AbstractThe concept of institutional legitimacy is critical to both international schools and international school leaders. For a school to thrive, school leaders must recognise the factors that distinguish a ‘legitimate’ institution from one whose legitimacy might be questioned. This study uses Bunnell et al’s (2017b) analytical framework for theorising the institutionalisation of international schools to frame an analysis of school leaders’ perceptions of institutional legitimacy. The study aims to identify factors that might influence school leaders’ perceptions and to contribute to an understanding of institutional legitimacy within the context of U.S. style international schools in Latin America.
The study uses a qualitative research method to explore the attitudes, perceptions and beliefs of school leaders, and to uncover emerging themes and patterns.
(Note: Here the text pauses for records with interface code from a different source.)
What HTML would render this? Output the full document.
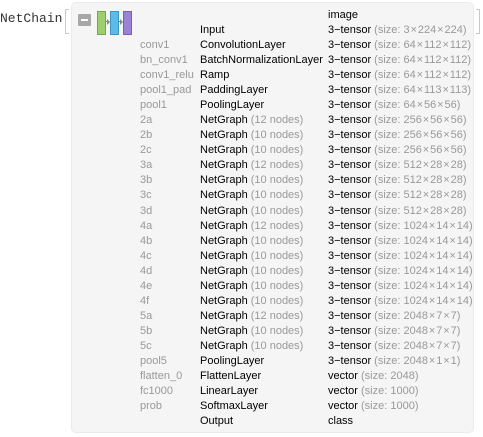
<!DOCTYPE html><html><head><style>
body{margin:0;width:483px;height:437px;background:#fff;position:relative;overflow:hidden;font-family:"Liberation Sans",sans-serif;}
.nc{position:absolute;left:0;top:11px;font-family:"Liberation Mono",monospace;font-size:13px;color:#333;}
.br{position:absolute;top:9px;width:3px;height:23px;border:1px solid #bcd;}
.box{position:absolute;left:71px;top:2px;width:403px;height:431px;background:#f5f5f5;border:1px solid #ebebeb;border-radius:5px;box-sizing:border-box;}
.r{position:absolute;font-size:11px;color:#000;line-height:13px;white-space:nowrap;}
.g{color:#999;}
</style></head><body>
<div class="nc">NetChain</div>
<div class="br" style="left:65px;border-right:none"></div>
<div class="br" style="left:476px;border-left:none"></div>
<div class="box"></div>
<div style="position:absolute;left:78px;top:14px;width:13px;height:12px;background:#a8a8a8;border-radius:1px"><div style="position:absolute;left:3px;top:5px;width:7px;height:2px;background:#fff"></div></div>
<div style="position:absolute;left:97px;top:11px;width:7px;height:22px;background:#9ccf6e;border:1px solid #72a84c"></div>
<div style="position:absolute;left:110px;top:11px;width:7px;height:22px;background:#5bbde6;border:1px solid #3a96c0"></div>
<div style="position:absolute;left:123px;top:11px;width:7px;height:22px;background:#9a82d6;border:1px solid #7660b4"></div>
<div style="position:absolute;left:106px;top:21px;width:3px;height:1px;background:#888"></div>
<div style="position:absolute;left:107px;top:19px;border-left:3px solid #888;border-top:3px solid transparent;border-bottom:3px solid transparent"></div>
<div style="position:absolute;left:119px;top:21px;width:3px;height:1px;background:#888"></div>
<div style="position:absolute;left:120px;top:19px;border-left:3px solid #888;border-top:3px solid transparent;border-bottom:3px solid transparent"></div>
<div id="rows"></div>
<script>
var d=[["","","image",""],["","Input","3−tensor","3×224×224"],["conv1","ConvolutionLayer","3−tensor","64×112×112"],["bn_conv1","BatchNormalizationLayer","3−tensor","64×112×112"],["conv1_relu","Ramp","3−tensor","64×112×112"],["pool1_pad","PaddingLayer","3−tensor","64×113×113"],["pool1","PoolingLayer","3−tensor","64×56×56"],
["2a","NetGraph|12","3−tensor","256×56×56"],["2b","NetGraph|10","3−tensor","256×56×56"],["2c","NetGraph|10","3−tensor","256×56×56"],
["3a","NetGraph|12","3−tensor","512×28×28"],["3b","NetGraph|10","3−tensor","512×28×28"],["3c","NetGraph|10","3−tensor","512×28×28"],["3d","NetGraph|10","3−tensor","512×28×28"],
["4a","NetGraph|12","3−tensor","1024×14×14"],["4b","NetGraph|10","3−tensor","1024×14×14"],["4c","NetGraph|10","3−tensor","1024×14×14"],["4d","NetGraph|10","3−tensor","1024×14×14"],["4e","NetGraph|10","3−tensor","1024×14×14"],["4f","NetGraph|10","3−tensor","1024×14×14"],
["5a","NetGraph|12","3−tensor","2048×7×7"],["5b","NetGraph|10","3−tensor","2048×7×7"],["5c","NetGraph|10","3−tensor","2048×7×7"],
["pool5","PoolingLayer","3−tensor","2048×1×1"],["flatten_0","FlattenLayer","vector","2048"],["fc1000","LinearLayer","vector","1000"],["prob","SoftmaxLayer","vector","1000"],["","Output","class",""]];
var h="";d.forEach(function(r,i){var y=Math.round(9+i*15.04);var l=r[1];if(l.indexOf("|")>0){var p=l.split("|");l=p[0]+' <span class="g">('+p[1]+' nodes)</span>';}
var s=r[3].replace(/×/g,"\u200A×\u200A");
h+='<div class="r g" style="left:140px;top:'+y+'px">'+r[0]+'</div><div class="r" style="left:200px;top:'+y+'px">'+l+'</div><div class="r" style="left:328px;top:'+y+'px">'+r[2]+(r[3]?' <span class="g">(size: '+s+')</span>':'')+'</div>';});
document.getElementById("rows").innerHTML=h;
</script>
</body></html>
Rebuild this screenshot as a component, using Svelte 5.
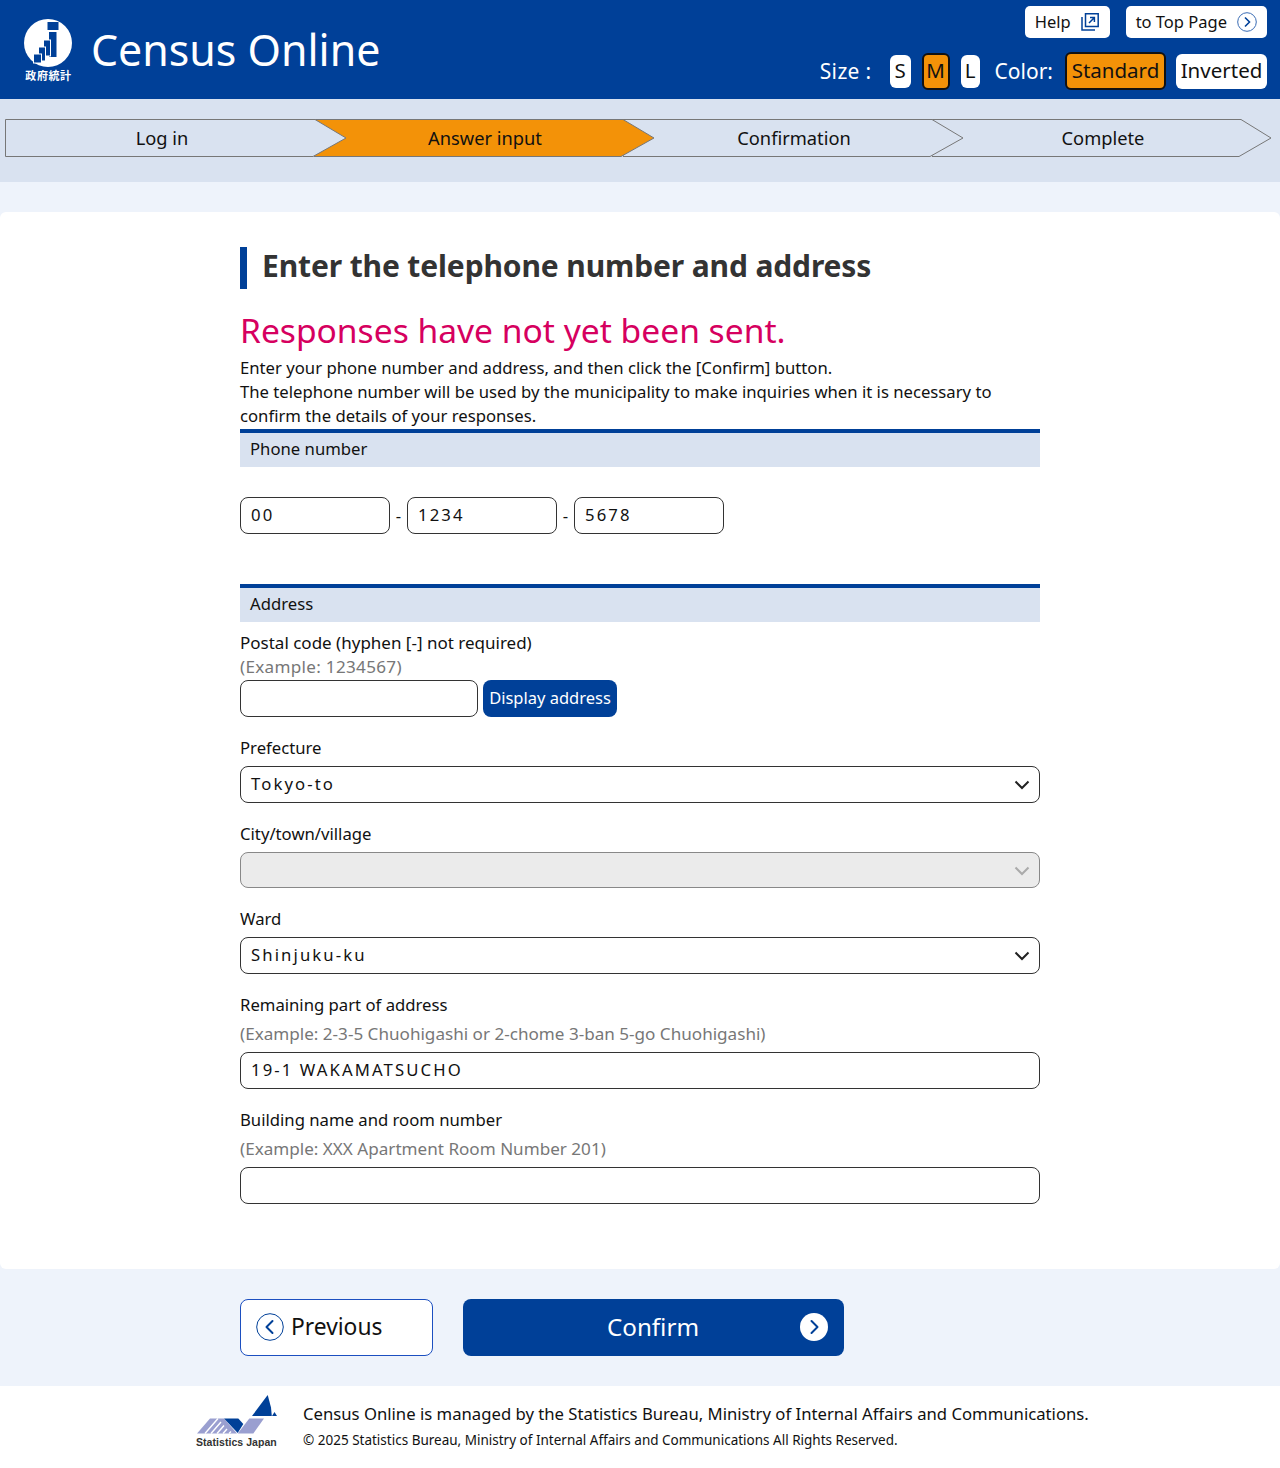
<script lang="ts">
  const steps = [
    { label: 'Log in', points: '0.5,0.5 310,0.5 341,19 308,37.5 0.5,37.5' },
    { label: 'Answer input', current: true, points: '0,0.5 309,0.5 340,19 307,37.5 0,37.5' },
    { label: 'Confirmation', points: '0,0.5 309,0.5 340,19 307,37.5 0,37.5' },
    { label: 'Complete', points: '0,0.5 309,0.5 339,19 307,37.5 0,37.5' }
  ];
</script>

<header class="top">
  <div class="brand">
    <div class="logo">
      <svg width="53" height="48" viewBox="0 0 53 48" aria-hidden="true">
        <circle cx="26" cy="24" r="24" fill="#fff" />
        <rect x="25.500" y="3" width="11" height="8" fill="#004098" />
        <rect x="27" y="13" width="7.500" height="25" fill="#004098" />
        <rect x="21.500" y="21" width="7" height="16" fill="#004098" stroke="#fff" />
        <rect x="16.500" y="28" width="7" height="14" fill="#004098" stroke="#fff" />
        <rect x="11.500" y="35" width="8" height="9" fill="#004098" stroke="#fff" />
      </svg>
      <span class="logo-text">政府統計</span>
    </div>
    <span class="site-name">Census Online</span>
  </div>
  <div class="tools">
    <div class="tool-links">
      <a class="tool-link help">Help
        <svg width="18" height="18" viewBox="0 0 18 18" fill="none" stroke="#004098" aria-hidden="true">
          <path d="M4.500 .8h12.700v12.700H4.500z" stroke-width="1.500" />
          <path d="M1 4v13h13" stroke-width="1.500" />
          <path d="M8 10l5-5M9 4.600h4.400V9" stroke-width="1.500" />
        </svg>
      </a>
      <a class="tool-link top-link">to Top Page
        <svg width="20" height="20" viewBox="0 0 20 20" fill="none" stroke="#3a6cb4" aria-hidden="true">
          <circle cx="10" cy="10" r="9.300" />
          <path d="M8 5.500l4.500 4.500L8 14.500" stroke="#004098" stroke-width="1.600" />
        </svg>
      </a>
    </div>
    <div class="switches">
      <span class="switch-label size-label">Size :</span>
      <button class="sw s">S</button>
      <button class="sw m on">M</button>
      <button class="sw l">L</button>
      <span class="switch-label color-label">Color:</span>
      <button class="sw std on">Standard</button>
      <button class="sw inv">Inverted</button>
    </div>
  </div>
</header>

<nav class="steps">
  {#each steps as step}
    <div class="step" class:current={step.current}>
      <svg width="342" height="38" viewBox="0 0 342 38" aria-hidden="true">
        <polygon points={step.points} />
      </svg>
      <span>{step.label}</span>
    </div>
  {/each}
</nav>

<div class="page">
  <main class="card">
    <div class="inner">
      <h1>Enter the telephone number and address</h1>
      <p class="alert">Responses have not yet been sent.</p>
      <p class="lead">Enter your phone number and address, and then click the [Confirm] button.<br />The telephone number will be used by the municipality to make inquiries when it is necessary to confirm the details of your responses.</p>

      <h2>Phone number</h2>
      <div class="phone">
        <input class="field short" value="00" />
        <span>-</span>
        <input class="field short" value="1234" />
        <span>-</span>
        <input class="field short" value="5678" />
      </div>

      <h2 class="address-head">Address</h2>
      <label class="row first postal-label">Postal code (hyphen [-] not required)</label>
      <p class="hint tight">(Example: 1234567)</p>
      <div class="postal">
        <input class="field zip" />
        <button class="lookup">Display address</button>
      </div>

      <label class="row gap">Prefecture</label>
      <div class="select">
        <div class="field">Tokyo-to</div>
        <svg width="16" height="10" viewBox="0 0 16 10" aria-hidden="true"><path d="M1.500 1.500L8 8l6.500-6.500" /></svg>
      </div>

      <label class="row gap">City/town/village</label>
      <div class="select disabled">
        <div class="field"></div>
        <svg width="16" height="10" viewBox="0 0 16 10" aria-hidden="true"><path d="M1.500 1.500L8 8l6.500-6.500" /></svg>
      </div>

      <label class="row gap">Ward</label>
      <div class="select">
        <div class="field">Shinjuku-ku</div>
        <svg width="16" height="10" viewBox="0 0 16 10" aria-hidden="true"><path d="M1.500 1.500L8 8l6.500-6.500" /></svg>
      </div>

      <label class="row gap">Remaining part of address</label>
      <p class="hint">(Example: 2-3-5 Chuohigashi or 2-chome 3-ban 5-go Chuohigashi)</p>
      <input class="field wide" value="19-1 WAKAMATSUCHO" />

      <label class="row gap">Building name and room number</label>
      <p class="hint">(Example: XXX Apartment Room Number 201)</p>
      <input class="field wide" />
    </div>
  </main>

  <div class="actions">
    <button class="prev">
      <svg width="28" height="28" viewBox="0 0 28 28" fill="none" aria-hidden="true">
        <circle cx="14" cy="14" r="13.300" stroke="#004098" />
        <path d="M16.500 8l-6 6 6 6" stroke="#004098" stroke-width="2" stroke-linecap="round" stroke-linejoin="round" />
      </svg>
      <span>Previous</span>
    </button>
    <button class="confirm">
      <span>Confirm</span>
      <svg width="28" height="28" viewBox="0 0 28 28" fill="none" aria-hidden="true">
        <circle cx="14" cy="14" r="14" fill="#fff" />
        <path d="M11.500 8l6 6-6 6" stroke="#004098" stroke-width="2" stroke-linecap="round" stroke-linejoin="round" />
      </svg>
    </button>
  </div>
</div>

<footer class="foot">
  <div class="stat-logo">
    <svg width="82" height="39" viewBox="0 0 82 39" aria-hidden="true">
      <path d="M56 21L71.700 0 75 12.500 75.800 21z" fill="#004098" />
      <path d="M76 21l2.500-4 2.500 4z" fill="#004098" />
      <path d="M1 38.500L14 23.500H28L41 38.500z" fill="#9a9fd0" />
      <path d="M28 23.500H42.300L47.300 29 41.700 38z" fill="#004098" />
      <path d="M41.700 38.500L53.300 23.500H68L57.300 38.500z" fill="#9a9fd0" />
      <path d="M9 38.500l13-15M15 38.500l10-11.500M21 38.500l7-8M27 38.500l4-4.500M33 38.500l2-2" stroke="#fff" stroke-width="1.400" />
    </svg>
    <span>Statistics Japan</span>
  </div>
  <div class="foot-text">
    <p>Census Online is managed by the Statistics Bureau, Ministry of Internal Affairs and Communications.</p>
    <small>© 2025 Statistics Bureau, Ministry of Internal Affairs and Communications All Rights Reserved.</small>
  </div>
</footer>

<style>
  :global(body) {
    font-family: "Noto Sans", "Noto Sans CJK JP", sans-serif;
    font-size: 16.7px;
    color: #111;
    background: #fff;
  }
  :global(*) { box-sizing: border-box; }
  p, h1, h2 { margin: 0; }
  button { font-family: inherit; cursor: pointer; }

  .top {
    height: 99px;
    background: #004098;
    display: flex;
    justify-content: space-between;
    padding: 0 13px 0 22px;
  }
  .brand { display: flex; align-items: center; gap: 16px; }
  .logo { width: 53px; display: flex; flex-direction: column; align-items: center; padding-top: 19px; height: 99px; }
  .logo svg { display: block; flex: none; }
  .logo-text { font: bold 11px/12px "Noto Sans CJK JP", sans-serif; letter-spacing: .6px; color: #fff; margin-top: 2px; white-space: nowrap; }
  .site-name { color: #fff; font-size: 42.900px; }

  .tools { display: flex; flex-direction: column; align-items: flex-end; padding-top: 6px; }
  .tool-links { display: flex; gap: 16px; }
  .tool-link {
    height: 32px;
    background: #fff;
    border-radius: 5px;
    display: flex;
    align-items: center;
    gap: 10px;
    padding: 0 11px 2px 10px;
    font-size: 16.500px;
  }
  .tool-link svg { margin-top: 2px; }
  .top-link { padding-right: 10px; }
  .switches { display: flex; align-items: center; margin-top: 14px; height: 38px; }
  .switch-label { color: #fff; font-size: 21px; }
  .size-label { margin-right: 18px; letter-spacing: .35px; }
  .color-label { margin: 0 12px 0 15px; }
  .sw {
    background: #fff;
    border: 0;
    border-radius: 6px;
    font-size: 20.500px;
    color: #111;
    height: 33px;
    padding: 0 0 2px;
    margin-right: 11px;
  }
  .sw.s { width: 21px; }
  .sw.m { width: 28px; }
  .sw.l { width: 19px; margin-right: 0; }
  .sw.on { background: #f39208; border: 2px solid #111; height: 37px; }
  .sw.std { width: 101px; height: 38px; margin-right: 10px; }
  .sw.inv { width: 91px; margin-right: 0; height: 35px; }

  .steps {
    background: #d9e2f0;
    height: 83px;
    padding: 20px 0 0 5px;
    display: flex;
  }
  .step { flex: 0 0 309px; min-width: 0; height: 38px; position: relative; }
  .step:first-child { z-index: 4; }
  .step:nth-child(2) { z-index: 3; }
  .step:nth-child(3) { z-index: 2; }
  .step svg { position: absolute; left: 0; top: 0; }
  .step polygon { fill: #d9e2f0; stroke: #777; stroke-width: 1; }
  .step.current polygon { fill: #f39208; }
  .step span {
    position: relative;
    display: block;
    width: 342px;
    text-align: center;
    line-height: 38px;
    font-size: 18.300px;
  }
  .step:first-child span { width: 314px; }

  .page { background: #eef3fb; padding-top: 30px; }
  .card { background: #fff; border-radius: 6px; height: 1057px; padding-top: 35px; }
  .inner { width: 800px; margin: 0 auto; }

  h1 {
    border-left: 7px solid #004098;
    padding: 0 0 4px 15px;
    font-size: 30px;
    height: 42px;
    line-height: 38px;
    color: #333;
    font-weight: bold;
    letter-spacing: -.13px;
  }
  .alert { color: #d6005f; font-size: 33.600px; line-height: 46px; padding-bottom: 2px; margin-top: 18px; }
  .lead { line-height: 24px; margin-top: 1px; }

  h2 {
    border-top: 4px solid #004098;
    background: #d9e2f0;
    height: 38px;
    line-height: 32px;
    padding-left: 10px;
    font-size: 16.700px;
    font-weight: normal;
    margin-top: 1px;
  }
  .address-head { margin-top: 50px; }

  .field {
    display: block;
    width: 100%;
    height: 37px;
    border: 1px solid #333;
    border-radius: 8px;
    background: #fff;
    padding: 0 10px;
    font: inherit;
    line-height: 34px;
    letter-spacing: 2.100px;
    color: #111;
  }
  input.field { padding-bottom: 2px; }
  .phone { display: flex; align-items: center; gap: 5px; margin-top: 30px; }
  .phone span { flex: 0 0 7px; text-align: center; }
  .short { width: 150px; }

  .row { display: block; line-height: 24px; }
  .first { margin-top: 9px; }
  .postal-label { font-size: 17px; }
  .gap { margin-top: 19px; }
  .hint { color: #777; line-height: 24px; font-size: 17.100px; }
  .hint:not(.tight) { margin-top: 5px; margin-bottom: 6px; }
  .tight { margin-bottom: 1px; letter-spacing: .3px; }
  .postal { display: flex; gap: 5px; }
  .zip { width: 238px; }
  .lookup {
    background: #004098;
    color: #fff;
    border: 0;
    border-radius: 8px;
    font-size: 16.500px;
    padding: 0 0 2px;
    width: 134px;
    height: 37px;
  }
  .select { position: relative; margin-top: 6px; }
  .select svg { position: absolute; right: 10px; top: 14px; fill: none; stroke: #222; stroke-width: 2; }
  .select.disabled .field { background: #ebebeb; border-color: #888; height: 36px; }
  .select.disabled svg { stroke: #aaa; }
  .wide { width: 800px; }

  .actions {
    height: 117px;
    padding: 30px 0 0 240px;
    display: flex;
    gap: 30px;
  }
  .prev, .confirm { height: 57px; border-radius: 8px; display: flex; align-items: center; }
  .prev svg, .confirm svg { margin-bottom: 1px; }
  .prev {
    width: 193px;
    background: #fff;
    border: 1px solid #1c4fc0;
    color: #111;
    padding: 0 0 0 15px;
    gap: 7px;
    font-size: 22.800px;
  }
  .prev span { padding-bottom: 3px; }
  .confirm {
    width: 381px;
    background: #004098;
    color: #fff;
    border: 0;
    padding: 0 16px 0 0;
    position: relative;
    justify-content: flex-end;
  }
  .confirm span { position: absolute; left: 144px; font-size: 24.200px; padding-bottom: 3px; }

  .foot { height: 82px; display: flex; padding: 9px 0 0 196px; gap: 25px; }
  .stat-logo { width: 82px; flex: none; }
  .stat-logo svg { display: block; }
  .stat-logo span { display: block; font: bold 10.500px/12px "Liberation Sans", sans-serif; letter-spacing: .05px; color: #333; white-space: nowrap; margin-top: 2px; }
  .foot-text p { margin-top: 7px; line-height: 24px; }
  .foot-text small { display: block; font-size: 13.500px; line-height: 20px; margin-top: 4px; }
</style>
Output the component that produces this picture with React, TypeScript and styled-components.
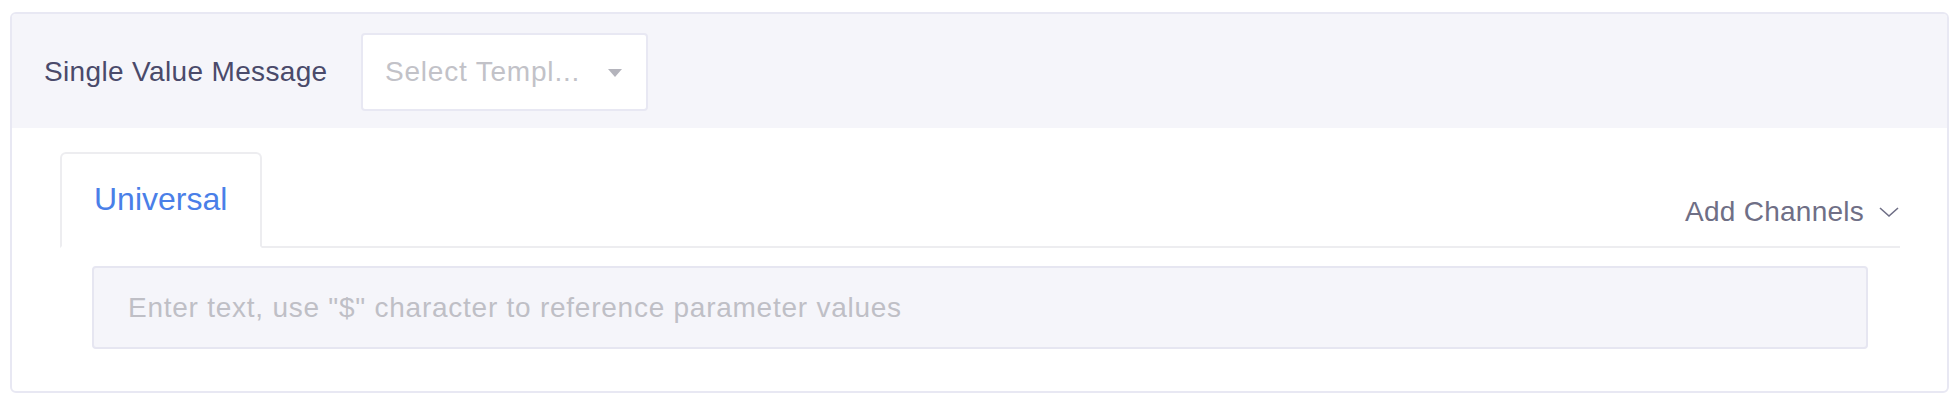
import React from "react";
import styled, { createGlobalStyle } from "styled-components";

const GlobalStyle = createGlobalStyle`
  html, body {
    margin: 0;
    padding: 0;
    background: #ffffff;
    font-family: "Liberation Sans", Arial, sans-serif;
  }
  * { box-sizing: border-box; }
`;

const Page = styled.div`
  padding: 12px 11px 0 10px;
`;

const Card = styled.div`
  height: 381px;
  border: 2px solid #e8e8f3;
  border-radius: 6px;
  overflow: hidden;
  display: flex;
  flex-direction: column;
  background: #ffffff;
`;

const Header = styled.div`
  height: 114px;
  background: #f5f5fa;
  display: flex;
  align-items: center;
  padding: 2px 0 0 32px;
  gap: 32px;
`;

const Label = styled.div`
  flex: 0 0 285px;
  font-size: 28px;
  letter-spacing: 0.35px;
  color: #4a4a6a;
  white-space: nowrap;
`;

const SelectBox = styled.div`
  width: 287px;
  height: 78px;
  background: #ffffff;
  border: 2px solid #e8e8f3;
  border-radius: 4px;
  display: flex;
  align-items: center;
  justify-content: space-between;
  padding: 0 24px 0 22px;
`;

const SelectPlaceholder = styled.span`
  font-size: 28px;
  letter-spacing: 0.8px;
  color: #c2c2c8;
  white-space: nowrap;
`;

const Caret = styled.span`
  width: 0;
  height: 0;
  border-left: 7px solid transparent;
  border-right: 7px solid transparent;
  border-top: 8px solid #b4b4bc;
  margin-top: 2px;
`;

const Body = styled.div`
  flex: 1;
  padding: 24px 47px 0 48px;
`;

const TabBar = styled.div`
  display: flex;
  align-items: flex-end;
  justify-content: space-between;
  border-bottom: 2px solid #ededf0;
  height: 96px;
`;

const Tab = styled.div<{ $active?: boolean }>`
  width: 202px;
  height: 96px;
  margin-bottom: -2px;
  border: 2px solid #ededf0;
  border-bottom: 2px solid #ffffff;
  border-radius: 6px 6px 0 0;
  background: #ffffff;
  display: flex;
  align-items: center;
  padding: 0 0 2px 32px;
  font-size: 32px;
  color: ${(p) => (p.$active ? "#4a7fe8" : "#6f6f86")};
`;

const AddChannels = styled.div`
  display: flex;
  align-items: center;
  gap: 14px;
  font-size: 28px;
  letter-spacing: 0.25px;
  color: #6f6f86;
  padding-bottom: 18px;
`;

const Chevron = styled.svg`
  width: 22px;
  height: 12px;
  display: block;
`;

const TextInput = styled.div`
  margin: 18px 32px 0 32px;
  height: 83px;
  background: #f5f5fa;
  border: 2px solid #e6e6f1;
  border-radius: 4px;
  display: flex;
  align-items: center;
  padding: 0 0 0 34px;
  font-size: 28px;
  letter-spacing: 0.75px;
  color: #bfbfc6;
  white-space: nowrap;
`;

export default function App() {
  return (
    <>
      <GlobalStyle />
      <Page>
        <Card>
          <Header>
            <Label>Single Value Message</Label>
            <SelectBox>
              <SelectPlaceholder>Select Templ...</SelectPlaceholder>
              <Caret />
            </SelectBox>
          </Header>
          <Body>
            <TabBar>
              <Tab $active>Universal</Tab>
              <AddChannels>
                Add Channels
                <Chevron viewBox="0 0 22 12">
                  <path d="M2 2 L11 10 L20 2" fill="none" stroke="#6f6f86" strokeWidth="1.6" />
                </Chevron>
              </AddChannels>
            </TabBar>
            <TextInput>Enter text, use "$" character to reference parameter values</TextInput>
          </Body>
        </Card>
      </Page>
    </>
  );
}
One of the most noteworthy findings is the extent to which the cognitive schemata and heuristics of the participants influence perceptions of legitimacy at all levels. The study concludes that while school leaders may seek to establish and manage legitimacy from a rational perspective, they must also be cognizant of the multifaceted perspectives and cognitive biases of stakeholders if those stakeholders are to be assimilated effectively into the organisation.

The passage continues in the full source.